■ **PROMPT**
Every line from the one holding "Generate a component" through the one holding "import React from 'react'" should be returned exactly, both included; the pictures should not.
····················
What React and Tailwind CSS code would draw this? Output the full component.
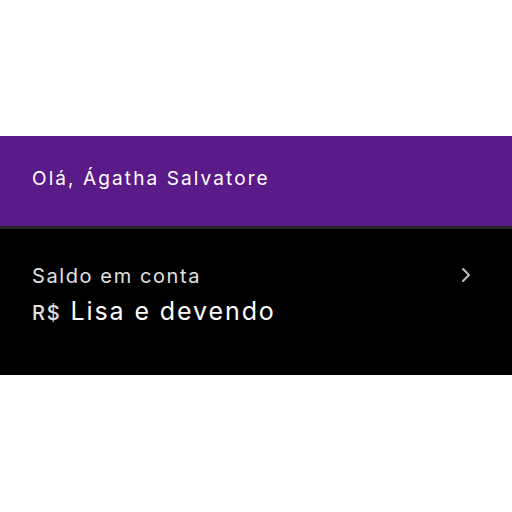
export default function App() {
  return (
    <div className="w-[512px] h-[512px] bg-white flex flex-col font-['Inter',sans-serif]">
      <div className="h-[136px]" />
      <div className="h-[90px] bg-[#5a1b88] px-8 pt-[31px]">
        <span className="block text-white text-[19px] leading-[24px] tracking-[2.1px]">Olá, Ágatha Salvatore</span>
      </div>
      <div className="h-[3px] bg-[#262626]" />
      <div className="h-[146px] bg-black flex items-start justify-between pl-8 pt-[35px]">
        <div className="flex flex-col">
          <span className="text-[#e0e0e0] text-[20px] leading-[24px] tracking-[1.6px]">Saldo em conta</span>
          <div className="flex items-baseline gap-[9px] mt-[8px] leading-[30px]">
            <span className="text-[#e0e0e0] text-[20px] font-medium tracking-[1.8px]">R$</span>
            <span className="text-white text-[25px] tracking-[1.9px]">Lisa e devendo</span>
          </div>
        </div>
        <svg width="10" height="16" viewBox="0 0 10 16" className="mt-[3px] mr-[41px]" fill="none" stroke="#bdbdbd" strokeWidth="2" strokeLinecap="round" strokeLinejoin="round">
          <path d="M2 2l6 6-6 6" />
        </svg>
      </div>
    </div>
  );
}
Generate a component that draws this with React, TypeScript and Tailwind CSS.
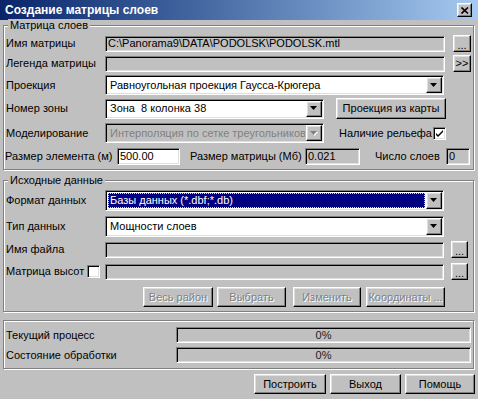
import React from 'react'

// classic 3D borders
const sunken =
  'border border-t-[#808080] border-l-[#808080] border-b-white border-r-white shadow-[inset_1px_1px_0_#000,inset_-1px_-1px_0_#dfdfdf]'
const raised =
  'border border-t-white border-l-white border-b-black border-r-black shadow-[inset_-1px_-1px_0_#808080,inset_1px_1px_0_#dfdfdf]'
const etched = 'border border-[#808080] shadow-[inset_1px_1px_0_#fff,1px_1px_0_#fff]'

function Field({ className = '', white = false, children }: { className?: string; white?: boolean; children?: React.ReactNode }) {
  return (
    <div className={`${sunken} ${white ? 'bg-white' : 'bg-[#c0c0c0]'} h-[16px] shrink-0 flex items-center px-[2px] overflow-hidden whitespace-nowrap ${className}`}>
      {children}
    </div>
  )
}

function Arrow({ disabled = false }: { disabled?: boolean }) {
  return (
    <div className={`${raised} bg-[#c0c0c0] w-[16px] h-full shrink-0 flex items-center justify-center`}>
      <svg width="8" height="5" viewBox="0 0 8 5">
        {disabled && <polygon points="1,1 8,1 4.5,5" fill="#fff" />}
        <polygon points="0,0 7,0 3.5,4" fill={disabled ? '#808080' : '#000'} />
      </svg>
    </div>
  )
}

type ComboKind = 'white' | 'disabled' | 'selected'

function Combo({ className = '', kind = 'white', children }: { className?: string; kind?: ComboKind; children?: React.ReactNode }) {
  return (
    <div className={`${sunken} ${kind === 'disabled' ? 'bg-[#c0c0c0]' : 'bg-white'} h-[20px] shrink-0 flex p-[1px] ${className}`}>
      <div className="flex-1 min-w-0 flex p-[1px]">
        {kind === 'selected' ? (
          <div className="flex-1 bg-[#000080] text-white border border-dotted border-[#e0e0a0] flex items-center px-[1px] whitespace-nowrap overflow-hidden">
            {children}
          </div>
        ) : (
          <div className={`flex-1 flex items-center px-[2px] whitespace-nowrap overflow-hidden ${kind === 'disabled' ? 'text-[#808080]' : ''}`}>
            {children}
          </div>
        )}
      </div>
      <Arrow disabled={kind === 'disabled'} />
    </div>
  )
}

function Button({ className = '', disabled = false, children }: { className?: string; disabled?: boolean; children?: React.ReactNode }) {
  return (
    <div
      className={`${raised} bg-[#c0c0c0] shrink-0 flex items-center justify-center whitespace-nowrap ${
        disabled ? 'text-[#808080] [text-shadow:1px_1px_0_#fff]' : ''
      } ${className}`}
    >
      {children}
    </div>
  )
}

function Check({ checked = false, className = '' }: { checked?: boolean; className?: string }) {
  return (
    <div className={`${sunken} bg-white w-[13px] h-[13px] shrink-0 flex items-center justify-center ${className}`}>
      {checked && (
        <svg width="7" height="7" viewBox="0 0 7 7">
          <path d="M0 3 L0 5 L2 7 L7 2 L7 0 L2 5 Z" fill="#000" />
        </svg>
      )}
    </div>
  )
}

function Label({ className = '', children }: { className?: string; children: React.ReactNode }) {
  return <span className={`shrink-0 whitespace-nowrap ${className}`}>{children}</span>
}

export default function App() {
  return (
    <div className="w-[478px] h-[399px] overflow-hidden bg-[#c0c0c0] text-[11px] leading-[13px] text-black font-['Liberation_Sans',Arial,sans-serif]">
      {/* Заголовок */}
      <div className="h-[20px] flex items-center pl-[5px] pr-[6px] bg-linear-to-r from-[#0a246a] to-[#a6caf0]">
        <span className="text-white font-bold text-[12px]">Создание матрицы слоев</span>
        <div className={`${raised} ml-auto w-[15px] h-[14px] bg-[#c0c0c0] flex items-center justify-center`}>
          <svg width="8" height="7" viewBox="0 0 8 7">
            <path d="M0.5 0.5 L7 6.5 M7 0.5 L0.5 6.5" stroke="#000" strokeWidth="1.6" />
          </svg>
        </div>
      </div>

      <div className="pl-[3px] pr-[4px]">
        {/* Матрица слоев */}
        <fieldset className={`${etched} px-[2px] pb-[4px] -mt-[1px] min-w-0`}>
          <legend className="ml-[2px] px-[2px] bg-[#c0c0c0] leading-[12px]">Матрица слоев</legend>

          <div className="flex items-center h-[17px] mt-[4px]">
            <Label className="w-[99px]">Имя матрицы</Label>
            <Field className="w-[340px]">C:\Panorama9\DATA\PODOLSK\PODOLSK.mtl</Field>
            <Button className="ml-[8px] w-[18px] h-[17px] items-end pb-[2px] leading-[8px]">...</Button>
          </div>

          <div className="flex items-center h-[17px] mt-[3px]">
            <Label className="w-[99px]">Легенда матрицы</Label>
            <Field className="w-[340px]" />
            <Button className="ml-[8px] w-[18px] h-[17px]">&gt;&gt;</Button>
          </div>

          <div className="flex items-center h-[20px] mt-[3px]">
            <Label className="w-[99px]">Проекция</Label>
            <Combo className="w-[339px]">Равноугольная проекция Гаусса-Крюгера</Combo>
          </div>

          <div className="flex items-center h-[21px] mt-[3px]">
            <Label className="w-[99px]">Номер зоны</Label>
            <Combo className="w-[219px]">Зона&nbsp; 8 колонка 38</Combo>
            <Button className="ml-[12px] w-[110px] h-[21px]">Проекция из карты</Button>
          </div>

          <div className="flex items-center h-[20px] mt-[4px]">
            <Label className="w-[99px]">Моделирование</Label>
            <Combo className="w-[219px]" kind="disabled">Интерполяция по сетке треугольников</Combo>
            <Label className="ml-[15px] w-[94px]">Наличие рельефа</Label>
            <Check checked />
          </div>

          <div className="flex items-center h-[17px] mt-[5px]">
            <Label className="w-[111px] -ml-[1px] mr-[1px]">Размер элемента (м)</Label>
            <Field white className="w-[63px] h-[17px]">500.00</Field>
            <Label className="ml-[10px] w-[115px]">Размер матрицы (Мб)</Label>
            <Field className="w-[55px] h-[17px]">0.021</Field>
            <Label className="ml-[15px] w-[71px]">Число слоев</Label>
            <Field className="w-[24px] h-[17px]">0</Field>
          </div>
        </fieldset>

        {/* Исходные данные */}
        <fieldset className={`${etched} px-[2px] pb-[4px] mt-[4px] min-w-0`}>
          <legend className="ml-[2px] px-[2px] bg-[#c0c0c0] leading-[12px]">Исходные данные</legend>

          <div className="flex items-center h-[21px] mt-[4px]">
            <Label className="w-[99px]">Формат данных</Label>
            <Combo className="w-[339px] h-[21px]" kind="selected">Базы данных (*.dbf;*.db)</Combo>
          </div>

          <div className="flex items-center h-[21px] mt-[5px]">
            <Label className="w-[99px]">Тип данных</Label>
            <Combo className="w-[339px] h-[21px]">Мощности слоев</Combo>
          </div>

          <div className="flex items-center h-[17px] mt-[4px]">
            <Label className="w-[99px]">Имя файла</Label>
            <Field className="w-[339px]" />
            <Button className="ml-[7px] w-[17px] h-[17px] items-end pb-[2px] leading-[8px]">...</Button>
          </div>

          <div className="flex items-center h-[17px] mt-[5px]">
            <Label className="w-[81px]">Матрица высот</Label>
            <Check />
            <Field className="ml-[5px] w-[339px]" />
            <Button className="ml-[7px] w-[17px] h-[17px] items-end pb-[2px] leading-[8px]">...</Button>
          </div>

          <div className="flex items-center h-[20px] mt-[7px]">
            <Button disabled className="ml-[137px] w-[70px] h-[20px]">Весь район</Button>
            <Button disabled className="ml-[4px] w-[69px] h-[20px]">Выбрать</Button>
            <Button disabled className="ml-[7px] w-[68px] h-[20px]">Изменить</Button>
            <Button disabled className="ml-[5px] w-[79px] h-[20px]">Координаты ...</Button>
          </div>
        </fieldset>

        {/* Процесс */}
        <div className={`${etched} mt-[8px] px-[2px] pt-[6px] pb-[5px]`}>
          <div className="flex items-center h-[16px]">
            <Label className="w-[170px]">Текущий процесс</Label>
            <div className={`${sunken} w-[295px] h-[16px] flex items-center justify-center text-[#202020]`}>0%</div>
          </div>
          <div className="flex items-center h-[16px] mt-[4px]">
            <Label className="w-[170px]">Состояние обработки</Label>
            <div className={`${sunken} w-[295px] h-[16px] flex items-center justify-center text-[#202020]`}>0%</div>
          </div>
        </div>

        <div className="flex justify-end mt-[5px] -mr-[1px]">
          <Button className="w-[72px] h-[20px]">Построить</Button>
          <Button className="ml-[4px] w-[71px] h-[20px]">Выход</Button>
          <Button className="ml-[4px] w-[70px] h-[20px]">Помощь</Button>
        </div>
      </div>
    </div>
  )
}
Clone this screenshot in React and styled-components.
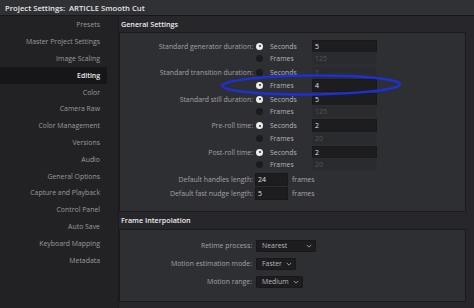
import React from "react";
import styled, { createGlobalStyle } from "styled-components";

const NAV = [
  "Presets",
  "Master Project Settings",
  "Image Scaling",
  "Editing",
  "Color",
  "Camera Raw",
  "Color Management",
  "Versions",
  "Audio",
  "General Options",
  "Capture and Playback",
  "Control Panel",
  "Auto Save",
  "Keyboard Mapping",
  "Metadata",
];

const DURATIONS = [
  { label: "Standard generator duration:", pick: "sec", sec: "5", fr: "125" },
  { label: "Standard transition duration:", pick: "fr", sec: "1", fr: "4" },
  { label: "Standard still duration:", pick: "sec", sec: "5", fr: "125" },
  { label: "Pre-roll time:", pick: "sec", sec: "2", fr: "20" },
  { label: "Post-roll time:", pick: "sec", sec: "2", fr: "20" },
];

const INTERP = [
  { label: "Retime process:", value: "Nearest", width: 60 },
  { label: "Motion estimation mode:", value: "Faster", width: 40 },
  { label: "Motion range:", value: "Medium", width: 47 },
];

const App = () => {
  return (
    <>
      <GlobalStyle />
      <Window>
        <TitleBar>Project Settings:&nbsp; ARTICLE Smooth Cut</TitleBar>
        <Body>
          <Sidebar>
            {NAV.map((item) => (
              <NavItem key={item} $active={item === "Editing"}>
                {item}
              </NavItem>
            ))}
          </Sidebar>

          <Main>
            <SectionTitle>General Settings</SectionTitle>
            <Panel $pad="7px 0 10px">
              {DURATIONS.map((d) => (
                <Group key={d.label}>
                  <Row>
                    <Label>{d.label}</Label>
                    <Radio $on={d.pick === "sec"} />
                    <RadioText>Seconds</RadioText>
                    <Field $off={d.pick !== "sec"}>{d.sec}</Field>
                  </Row>
                  <Row>
                    <Label />
                    <Radio $on={d.pick === "fr"} />
                    <RadioText>Frames</RadioText>
                    <Field $off={d.pick !== "fr"}>{d.fr}</Field>
                  </Row>
                </Group>
              ))}
              <LengthRow>
                <Label>Default handles length:</Label>
                <SmallField>24</SmallField>
                <Unit>frames</Unit>
              </LengthRow>
              <LengthRow>
                <Label>Default fast nudge length:</Label>
                <SmallField>5</SmallField>
                <Unit>frames</Unit>
              </LengthRow>
            </Panel>

            <SectionTitle $tall>Frame Interpolation</SectionTitle>
            <Panel $pad="7px 0 10px">
              {INTERP.map((r) => (
                <DropRow key={r.label}>
                  <Label $shift>{r.label}</Label>
                  <Dropdown style={{ width: r.width }}>
                    <span>{r.value}</span>
                    <Chevron viewBox="0 0 8 5">
                      <path d="M1 1l3 3 3-3" />
                    </Chevron>
                  </Dropdown>
                </DropRow>
              ))}
            </Panel>
          </Main>
        </Body>

        <Mark viewBox="0 0 184 24">
          <ellipse cx="92" cy="12" rx="89" ry="9.5" />
        </Mark>
      </Window>
    </>
  );
};

export default App;

const GlobalStyle = createGlobalStyle`
  html, body {
    margin: 0;
    padding: 0;
    background: #27272b;
  }
  body {
    font-family: "Open Sans", "DejaVu Sans", sans-serif;
  }
`;

const Window = styled.div`
  position: relative;
  width: 474px;
  height: 308px;
  display: flex;
  flex-direction: column;
  overflow: hidden;
  background: #27272b;
`;

const TitleBar = styled.div`
  height: 15px;
  flex: none;
  display: flex;
  align-items: center;
  padding-left: 5px;
  background: #303135;
  border-bottom: 1px solid #18181a;
  color: #e6e6e6;
  font-size: 7.7px;
  font-weight: 600;
  white-space: pre;
`;

const Body = styled.div`
  flex: 1;
  display: flex;
  min-height: 0;
`;

const Sidebar = styled.div`
  width: 107px;
  padding-right: 11px;
  flex: none;
  background: #222225;
  border-right: 1px solid #1a1a1c;
  padding-top: 0.6px;
`;

const NavItem = styled.div`
  height: 16.8px;
  display: flex;
  align-items: center;
  justify-content: flex-end;
  padding-right: 7px;
  font-size: 6.9px;
  white-space: nowrap;
  color: ${(p) => (p.$active ? "#ececec" : "#9a9a9c")};
  font-weight: ${(p) => (p.$active ? 600 : 400)};
  background: ${(p) => (p.$active ? "#161618" : "transparent")};
`;

const Main = styled.div`
  flex: 1;
  display: flex;
  flex-direction: column;
  padding-right: 8px;
  background: #27272b;
`;

const SectionTitle = styled.div`
  height: ${(p) => (p.$tall ? 17 : 16)}px;
  display: flex;
  align-items: center;
  padding-left: 2px;
  color: #ececec;
  font-size: 7.2px;
  font-weight: 600;
`;

const Panel = styled.div`
  padding: ${(p) => p.$pad};
  background: #2e2f33;
  border: 1px solid #1b1b1e;
`;

const Group = styled.div`
  margin-bottom: 1.5px;
`;

const Row = styled.div`
  height: 12.5px;
  display: flex;
  align-items: center;
`;

const LengthRow = styled.div`
  height: 14px;
  display: flex;
  align-items: center;
`;

const DropRow = styled.div`
  height: 18px;
  display: flex;
  align-items: center;
`;

const Label = styled.div`
  width: ${(p) => (p.$shift ? 132 : 133)}px;
  flex: none;
  text-align: right;
  color: #a2a2a4;
  font-size: 6.9px;
  white-space: nowrap;
`;

const Radio = styled.span`
  position: relative;
  width: 7px;
  height: 7px;
  margin-left: 3px;
  flex: none;
  border-radius: 50%;
  background: ${(p) => (p.$on ? "#ededed" : "#1b1b1d")};

  &::after {
    content: "";
    position: absolute;
    left: 2.5px;
    top: 2.5px;
    width: 2px;
    height: 2px;
    border-radius: 50%;
    background: ${(p) => (p.$on ? "#2a2a2c" : "transparent")};
  }
`;

const RadioText = styled.span`
  width: 42px;
  margin-left: 7px;
  flex: none;
  color: #b4b4b6;
  font-size: 6.9px;
`;

const Field = styled.div`
  width: 61px;
  height: 11px;
  display: flex;
  align-items: center;
  padding-left: 2px;
  font-size: 6.9px;
  color: ${(p) => (p.$off ? "#55565a" : "#e0e0e0")};
  background: ${(p) => (p.$off ? "#2a2b2f" : "#1d1d20")};
  border: 1px solid ${(p) => (p.$off ? "#2c2d31" : "#19191b")};
`;

const SmallField = styled(Field)`
  width: 29px;
  margin-left: 2px;
`;

const Unit = styled.span`
  margin-left: 4px;
  color: #a8a8aa;
  font-size: 6.9px;
`;

const Dropdown = styled.div`
  height: 12px;
  margin-left: 4px;
  display: flex;
  align-items: center;
  justify-content: space-between;
  padding: 0 3px 0 5px;
  box-sizing: border-box;
  background: #1d1d20;
  border: 1px solid #18181a;
  border-radius: 1px;
  color: #b8b8ba;
  font-size: 6.9px;
`;

const Chevron = styled.svg`
  width: 6px;
  height: 4px;
  margin-left: 3px;
  fill: none;
  stroke: #b0b0b2;
  stroke-width: 1.1;
`;

const Mark = styled.svg`
  position: absolute;
  left: 219px;
  top: 73px;
  width: 184px;
  height: 24px;
  overflow: visible;
  transform: rotate(-0.5deg);

  ellipse {
    fill: none;
    stroke: #1d2fd9;
    stroke-width: 2.4;
  }
`;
····················
■ **CORRECT OUTPUT**
Generate a component that draws this with React, TypeScript and Tailwind CSS.
import React from 'react'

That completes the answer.